[DATA TO USE]:
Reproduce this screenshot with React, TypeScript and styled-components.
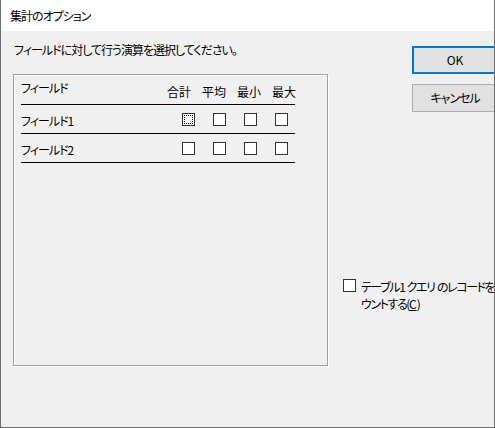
---
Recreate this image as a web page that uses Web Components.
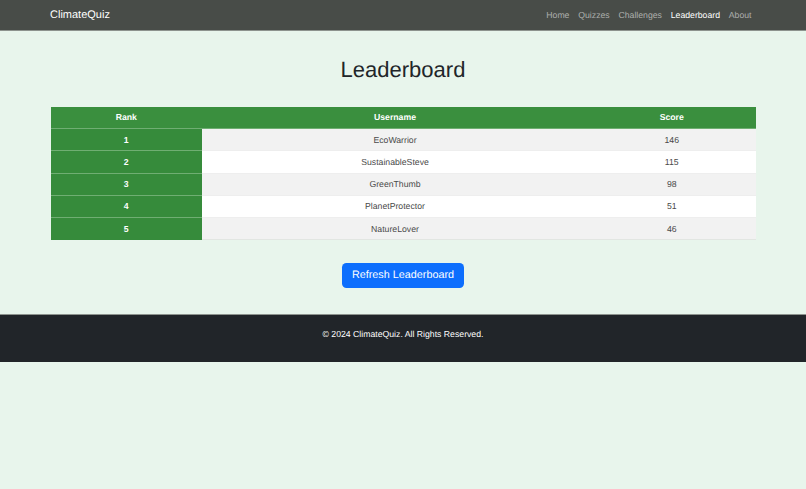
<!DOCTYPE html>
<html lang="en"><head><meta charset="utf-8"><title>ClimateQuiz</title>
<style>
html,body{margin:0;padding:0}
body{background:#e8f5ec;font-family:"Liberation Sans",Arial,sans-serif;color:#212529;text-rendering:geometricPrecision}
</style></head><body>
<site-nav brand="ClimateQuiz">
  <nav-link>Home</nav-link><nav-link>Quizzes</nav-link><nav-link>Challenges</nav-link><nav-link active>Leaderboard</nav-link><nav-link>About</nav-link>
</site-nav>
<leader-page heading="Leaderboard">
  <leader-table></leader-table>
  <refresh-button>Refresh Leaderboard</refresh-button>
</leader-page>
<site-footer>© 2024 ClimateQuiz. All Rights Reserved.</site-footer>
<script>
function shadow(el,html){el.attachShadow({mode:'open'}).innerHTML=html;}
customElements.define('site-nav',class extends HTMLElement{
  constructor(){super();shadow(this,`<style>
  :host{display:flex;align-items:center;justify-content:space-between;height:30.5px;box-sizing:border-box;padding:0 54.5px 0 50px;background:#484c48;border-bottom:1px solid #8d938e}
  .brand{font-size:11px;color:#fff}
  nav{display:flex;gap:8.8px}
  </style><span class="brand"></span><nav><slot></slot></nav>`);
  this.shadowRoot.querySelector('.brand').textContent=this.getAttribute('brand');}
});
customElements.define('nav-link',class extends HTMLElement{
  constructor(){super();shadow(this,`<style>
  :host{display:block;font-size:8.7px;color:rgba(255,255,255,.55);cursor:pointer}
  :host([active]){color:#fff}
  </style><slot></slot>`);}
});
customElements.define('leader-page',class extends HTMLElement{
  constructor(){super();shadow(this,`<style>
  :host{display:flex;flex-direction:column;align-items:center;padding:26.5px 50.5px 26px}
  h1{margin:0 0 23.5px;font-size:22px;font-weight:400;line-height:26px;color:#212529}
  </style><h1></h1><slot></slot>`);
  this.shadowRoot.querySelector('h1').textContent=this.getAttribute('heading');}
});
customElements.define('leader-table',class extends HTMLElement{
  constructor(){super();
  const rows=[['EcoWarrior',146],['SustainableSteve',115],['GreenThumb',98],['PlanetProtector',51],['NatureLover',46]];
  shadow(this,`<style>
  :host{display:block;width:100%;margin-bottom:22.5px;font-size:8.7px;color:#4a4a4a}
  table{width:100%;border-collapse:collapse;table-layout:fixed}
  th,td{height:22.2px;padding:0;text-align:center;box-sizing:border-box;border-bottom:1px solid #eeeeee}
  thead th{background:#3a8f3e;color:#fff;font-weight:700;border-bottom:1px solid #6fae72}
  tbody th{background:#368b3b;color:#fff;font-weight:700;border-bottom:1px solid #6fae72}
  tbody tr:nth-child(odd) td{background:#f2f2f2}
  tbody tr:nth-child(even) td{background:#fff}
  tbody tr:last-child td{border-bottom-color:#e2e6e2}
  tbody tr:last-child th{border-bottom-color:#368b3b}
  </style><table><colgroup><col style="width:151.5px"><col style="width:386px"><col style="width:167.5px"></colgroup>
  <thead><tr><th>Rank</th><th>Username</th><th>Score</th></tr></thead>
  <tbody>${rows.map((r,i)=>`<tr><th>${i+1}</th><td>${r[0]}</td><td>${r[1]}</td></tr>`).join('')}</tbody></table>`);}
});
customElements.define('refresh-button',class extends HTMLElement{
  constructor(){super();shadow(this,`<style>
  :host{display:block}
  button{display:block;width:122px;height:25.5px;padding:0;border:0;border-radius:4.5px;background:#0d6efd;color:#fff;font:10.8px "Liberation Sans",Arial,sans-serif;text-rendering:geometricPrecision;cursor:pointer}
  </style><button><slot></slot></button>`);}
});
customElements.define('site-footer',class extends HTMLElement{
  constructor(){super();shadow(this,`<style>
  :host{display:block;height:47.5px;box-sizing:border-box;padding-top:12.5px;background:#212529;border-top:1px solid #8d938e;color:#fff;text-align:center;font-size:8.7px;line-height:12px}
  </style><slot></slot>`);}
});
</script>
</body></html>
--
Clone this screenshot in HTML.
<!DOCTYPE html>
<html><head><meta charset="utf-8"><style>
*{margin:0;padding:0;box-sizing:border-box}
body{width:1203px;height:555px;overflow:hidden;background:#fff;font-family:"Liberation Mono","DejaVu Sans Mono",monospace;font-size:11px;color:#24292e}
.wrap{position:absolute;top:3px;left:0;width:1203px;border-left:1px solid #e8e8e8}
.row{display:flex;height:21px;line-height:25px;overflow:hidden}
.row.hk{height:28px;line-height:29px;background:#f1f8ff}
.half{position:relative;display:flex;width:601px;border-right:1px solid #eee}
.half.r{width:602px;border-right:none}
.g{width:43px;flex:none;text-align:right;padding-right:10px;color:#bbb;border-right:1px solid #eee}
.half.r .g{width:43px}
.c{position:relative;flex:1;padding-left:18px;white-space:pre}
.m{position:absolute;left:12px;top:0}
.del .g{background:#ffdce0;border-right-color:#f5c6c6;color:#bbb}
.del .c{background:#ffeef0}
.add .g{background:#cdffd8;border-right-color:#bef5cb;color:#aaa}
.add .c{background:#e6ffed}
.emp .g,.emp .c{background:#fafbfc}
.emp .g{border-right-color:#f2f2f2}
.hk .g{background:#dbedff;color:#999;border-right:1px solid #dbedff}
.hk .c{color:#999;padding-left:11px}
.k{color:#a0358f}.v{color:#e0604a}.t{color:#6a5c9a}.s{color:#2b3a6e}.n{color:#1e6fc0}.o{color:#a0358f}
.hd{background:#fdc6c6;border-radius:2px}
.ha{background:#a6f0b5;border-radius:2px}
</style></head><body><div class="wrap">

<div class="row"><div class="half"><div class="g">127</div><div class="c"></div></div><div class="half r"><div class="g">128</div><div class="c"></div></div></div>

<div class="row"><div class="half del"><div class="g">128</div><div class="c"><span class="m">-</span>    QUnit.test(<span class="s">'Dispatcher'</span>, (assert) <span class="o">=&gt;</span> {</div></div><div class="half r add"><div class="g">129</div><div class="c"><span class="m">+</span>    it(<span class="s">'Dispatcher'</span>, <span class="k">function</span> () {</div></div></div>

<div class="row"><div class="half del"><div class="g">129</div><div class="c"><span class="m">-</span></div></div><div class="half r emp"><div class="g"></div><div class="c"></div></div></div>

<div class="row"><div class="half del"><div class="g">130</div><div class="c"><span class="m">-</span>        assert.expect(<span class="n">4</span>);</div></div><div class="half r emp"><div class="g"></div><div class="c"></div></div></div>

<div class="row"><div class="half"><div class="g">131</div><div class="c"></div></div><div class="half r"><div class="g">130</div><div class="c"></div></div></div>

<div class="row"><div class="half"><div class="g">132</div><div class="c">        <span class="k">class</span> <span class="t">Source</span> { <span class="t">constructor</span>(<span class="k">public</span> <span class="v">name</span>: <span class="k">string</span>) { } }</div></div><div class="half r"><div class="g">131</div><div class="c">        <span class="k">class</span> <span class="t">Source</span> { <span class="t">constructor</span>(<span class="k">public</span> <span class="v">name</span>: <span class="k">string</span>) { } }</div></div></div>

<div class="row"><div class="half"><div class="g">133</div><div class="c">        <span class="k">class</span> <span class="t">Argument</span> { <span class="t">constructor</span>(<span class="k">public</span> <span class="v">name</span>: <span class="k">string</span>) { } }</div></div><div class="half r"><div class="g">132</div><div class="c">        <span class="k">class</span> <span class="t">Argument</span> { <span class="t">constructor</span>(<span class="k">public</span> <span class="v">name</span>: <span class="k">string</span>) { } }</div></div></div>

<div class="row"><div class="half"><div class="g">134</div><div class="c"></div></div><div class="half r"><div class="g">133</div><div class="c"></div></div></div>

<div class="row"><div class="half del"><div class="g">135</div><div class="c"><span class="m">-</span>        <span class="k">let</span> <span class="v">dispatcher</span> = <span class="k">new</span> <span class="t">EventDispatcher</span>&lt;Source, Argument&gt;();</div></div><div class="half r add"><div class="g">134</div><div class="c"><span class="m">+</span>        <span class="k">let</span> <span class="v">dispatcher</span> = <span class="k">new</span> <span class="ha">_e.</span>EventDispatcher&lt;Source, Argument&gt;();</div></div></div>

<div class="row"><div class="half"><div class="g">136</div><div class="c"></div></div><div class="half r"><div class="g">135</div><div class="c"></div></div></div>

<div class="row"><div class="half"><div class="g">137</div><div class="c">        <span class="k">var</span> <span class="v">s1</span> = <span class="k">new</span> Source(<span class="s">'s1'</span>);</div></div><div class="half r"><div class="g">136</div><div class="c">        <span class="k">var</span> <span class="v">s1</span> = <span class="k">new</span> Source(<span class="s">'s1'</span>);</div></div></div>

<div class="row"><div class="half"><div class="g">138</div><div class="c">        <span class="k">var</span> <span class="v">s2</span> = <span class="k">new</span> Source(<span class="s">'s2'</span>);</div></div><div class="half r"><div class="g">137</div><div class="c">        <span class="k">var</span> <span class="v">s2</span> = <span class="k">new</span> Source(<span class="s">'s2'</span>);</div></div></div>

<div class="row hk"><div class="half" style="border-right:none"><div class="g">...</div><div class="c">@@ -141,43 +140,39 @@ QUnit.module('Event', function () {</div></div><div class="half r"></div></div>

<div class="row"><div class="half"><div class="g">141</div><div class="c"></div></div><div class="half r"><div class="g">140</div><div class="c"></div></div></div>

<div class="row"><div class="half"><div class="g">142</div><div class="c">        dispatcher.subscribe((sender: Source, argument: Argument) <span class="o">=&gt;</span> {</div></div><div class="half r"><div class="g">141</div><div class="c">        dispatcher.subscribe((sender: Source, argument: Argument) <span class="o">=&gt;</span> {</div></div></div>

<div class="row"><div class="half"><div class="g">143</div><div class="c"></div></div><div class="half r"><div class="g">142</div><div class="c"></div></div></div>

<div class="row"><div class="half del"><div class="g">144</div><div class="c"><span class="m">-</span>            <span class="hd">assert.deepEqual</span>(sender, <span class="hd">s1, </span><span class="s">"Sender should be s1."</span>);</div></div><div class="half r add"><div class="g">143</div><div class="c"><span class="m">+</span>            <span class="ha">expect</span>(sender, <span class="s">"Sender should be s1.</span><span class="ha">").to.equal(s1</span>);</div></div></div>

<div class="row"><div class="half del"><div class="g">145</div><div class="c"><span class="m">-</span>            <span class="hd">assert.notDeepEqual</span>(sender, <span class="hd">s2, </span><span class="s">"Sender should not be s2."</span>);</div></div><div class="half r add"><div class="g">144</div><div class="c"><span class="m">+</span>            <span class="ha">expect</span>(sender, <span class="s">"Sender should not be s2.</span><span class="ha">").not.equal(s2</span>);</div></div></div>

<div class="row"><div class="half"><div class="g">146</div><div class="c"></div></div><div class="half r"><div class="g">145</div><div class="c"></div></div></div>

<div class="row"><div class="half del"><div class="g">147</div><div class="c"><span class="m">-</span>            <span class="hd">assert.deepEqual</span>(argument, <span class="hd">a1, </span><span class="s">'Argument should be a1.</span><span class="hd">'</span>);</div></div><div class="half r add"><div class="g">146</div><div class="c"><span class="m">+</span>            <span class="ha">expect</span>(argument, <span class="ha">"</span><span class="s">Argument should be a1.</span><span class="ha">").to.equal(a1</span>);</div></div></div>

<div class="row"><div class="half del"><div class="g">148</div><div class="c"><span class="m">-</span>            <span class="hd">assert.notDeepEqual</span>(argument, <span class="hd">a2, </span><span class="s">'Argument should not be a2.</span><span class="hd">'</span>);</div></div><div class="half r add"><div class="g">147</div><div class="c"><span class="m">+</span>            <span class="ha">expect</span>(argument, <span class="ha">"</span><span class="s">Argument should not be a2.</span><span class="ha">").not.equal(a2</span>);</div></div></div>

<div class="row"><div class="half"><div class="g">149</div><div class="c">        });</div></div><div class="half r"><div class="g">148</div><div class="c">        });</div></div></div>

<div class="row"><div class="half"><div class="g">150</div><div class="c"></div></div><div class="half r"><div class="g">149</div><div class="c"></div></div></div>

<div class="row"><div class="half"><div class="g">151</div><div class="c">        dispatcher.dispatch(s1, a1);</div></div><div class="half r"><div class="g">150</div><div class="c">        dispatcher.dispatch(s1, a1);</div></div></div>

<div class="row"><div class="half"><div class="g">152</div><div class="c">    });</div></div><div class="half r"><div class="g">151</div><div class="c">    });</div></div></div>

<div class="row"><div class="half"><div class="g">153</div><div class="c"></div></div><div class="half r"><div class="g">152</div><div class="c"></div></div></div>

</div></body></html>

[GOAL OF THE EXERCISE]: Search the listing above for the string "screenshot". Copy every line that contains it.

[EXERCISE RESULT]:
Reproduce this screenshot with React, TypeScript and styled-components.
Clone this screenshot in HTML.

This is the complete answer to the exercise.